Agreed. The low temperature coupled with the windchill especially on the open sections and descents making it even more bitter.


----------



## Sysagent (27 Nov 2009)

Hi,

I am not sure about this ride on Sunday myself, I have been getting a couple or so thirty five mile commutes in each week but no real weekend rides, so I honestly don't think I am going to be fit enough to tackle the kind or terrain involved on this un...

Oh and here is a weather forecast for Sunday:-

Sunday
Chance of Snow. Overcast. High: 4 °C . Wind NNE 28 km/h . Chance of precipitation 40% (water equivalent of 12.86 mm). Windchill: -4 °C 

Windy, cold and with a chance of snow... Mmm not ideal conditions for belting around the tops of Calderdale etc, I will let you know Saturday if I am there or not.

Russ


----------



## Rohloff_Brompton_Rider (27 Nov 2009)

i can confirm we had sleet on the hills this morning and temps of 2 degrees, very very windy.


----------



## ColinJ (27 Nov 2009)

I think we can safely say that it will be really cold and full winter kit will be needed! Obviously, I'd prefer it to be sunny and dry, but what would really worry me would be if there was ice on the roads, some of which may not have been gritted.

I may or may not get a gym bike session in this afternoon, but one way or the other it won't make much difference to my (un-)fitness for Sunday. I'm going to get tired on the ride and that's that!

I've just received a new rear LED light from Wiggle which I rather like. It has 4 LEDs and a rather novel 'running' mode where the middle two LEDs appear to be on permanently while the outermost two flash. That's a good compromise between steady and flashing modes. Oh, and I got my first ever free bag of sweets too!

I'll email the cafe and tell them to expect maybe 10 of us at 12:30-13:00 on Sunday. (They asked for notice if a fairly large group was likely to turn up.)


----------



## Crimmey (27 Nov 2009)

I'm still up for it, if that's ok? I take it that you'll still be riding if its raining? What's the worst weather conditions to be if you were to call it off?


----------



## aJohnson (27 Nov 2009)

Doubt I'll be there Colin, but I'll be sure not too miss any of your rides next year.


----------



## ColinJ (27 Nov 2009)

Crimmey said:


> I'm still up for it, if that's ok?


Yes, that'll be fine. 



Crimmey said:


> I take it that you'll still be riding if its raining? What's the worst weather conditions to be if you were to call it off?


If the rain was really hammering down at 09:45, I'd be tempted to give it a chance to stop before setting off, but if we get caught in some nasty stuff after that we might as well just carry on.

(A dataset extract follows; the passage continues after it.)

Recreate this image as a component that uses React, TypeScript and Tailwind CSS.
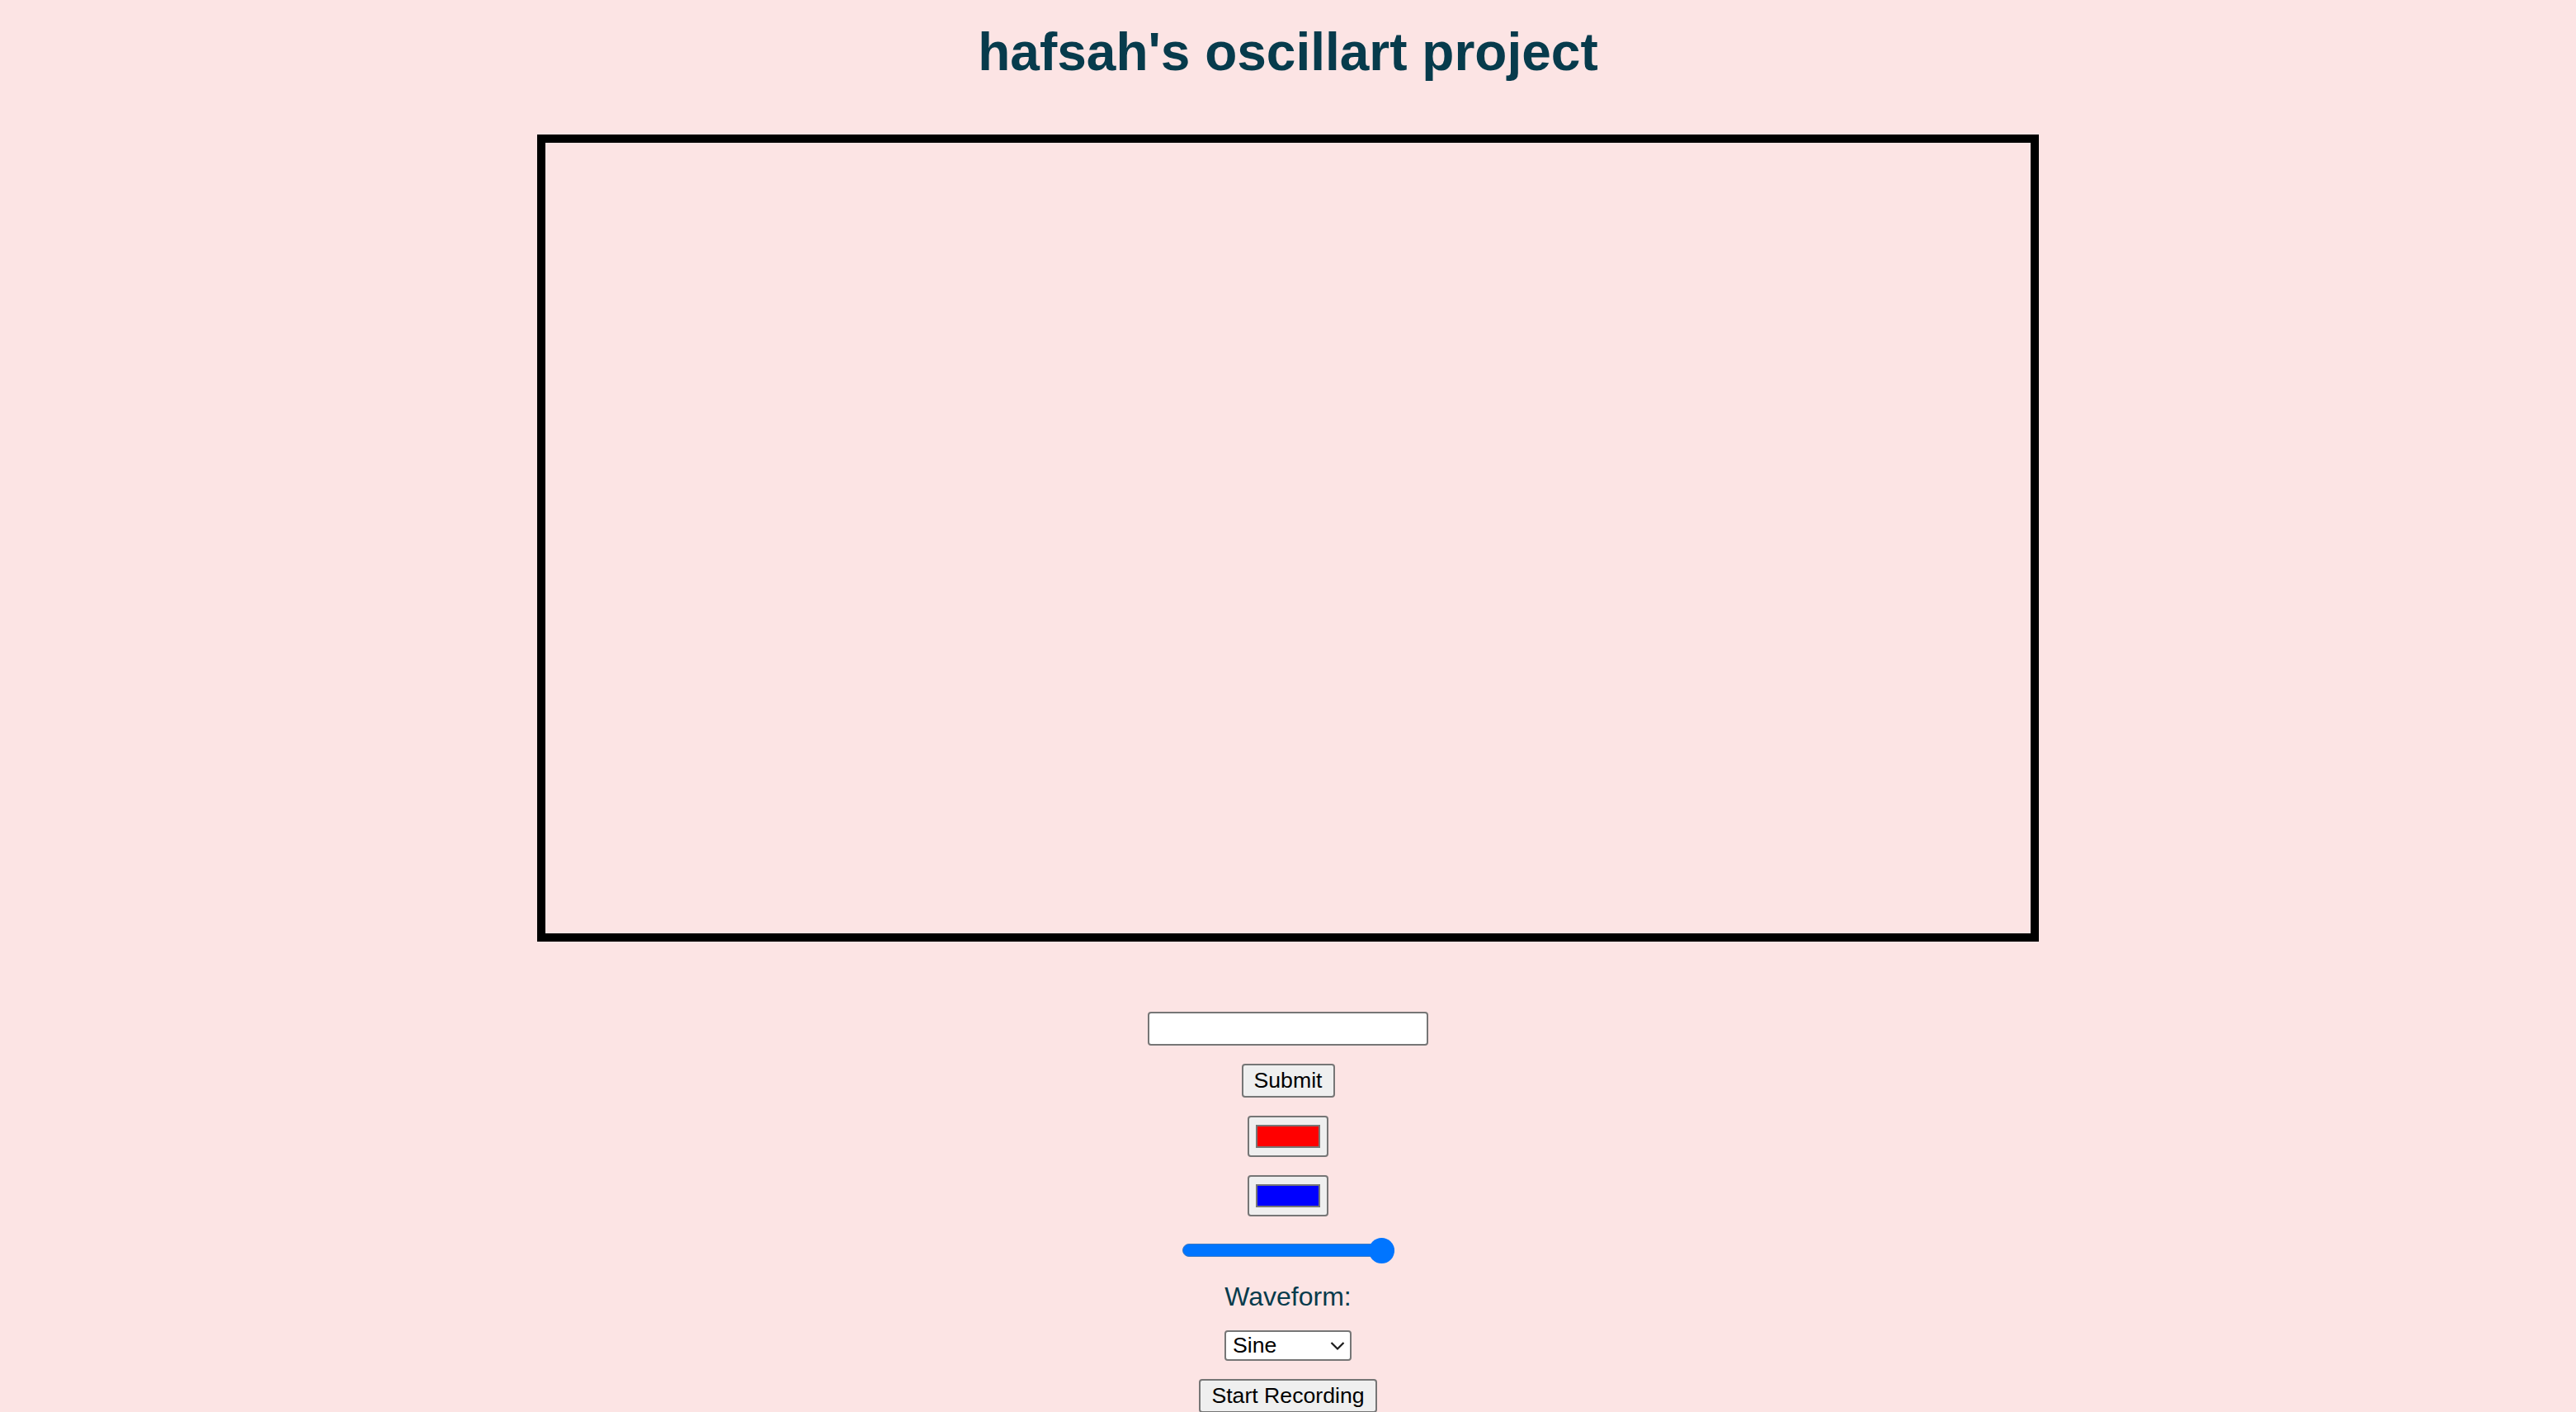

If conditions were actually dangerous on the hilltops (ice, blizzards, freezing fog...!), we'd have to modify the route - for example, ride to the cafe at Waddington instead. It would be a less interesting ride, but it would be better than just calling the ride off. The valley A-roads should be pretty safe in all but extreme weather conditions.



aJohnson said:


> Doubt I'll be there Colin, but I'll be sure not too miss any of your rides next year.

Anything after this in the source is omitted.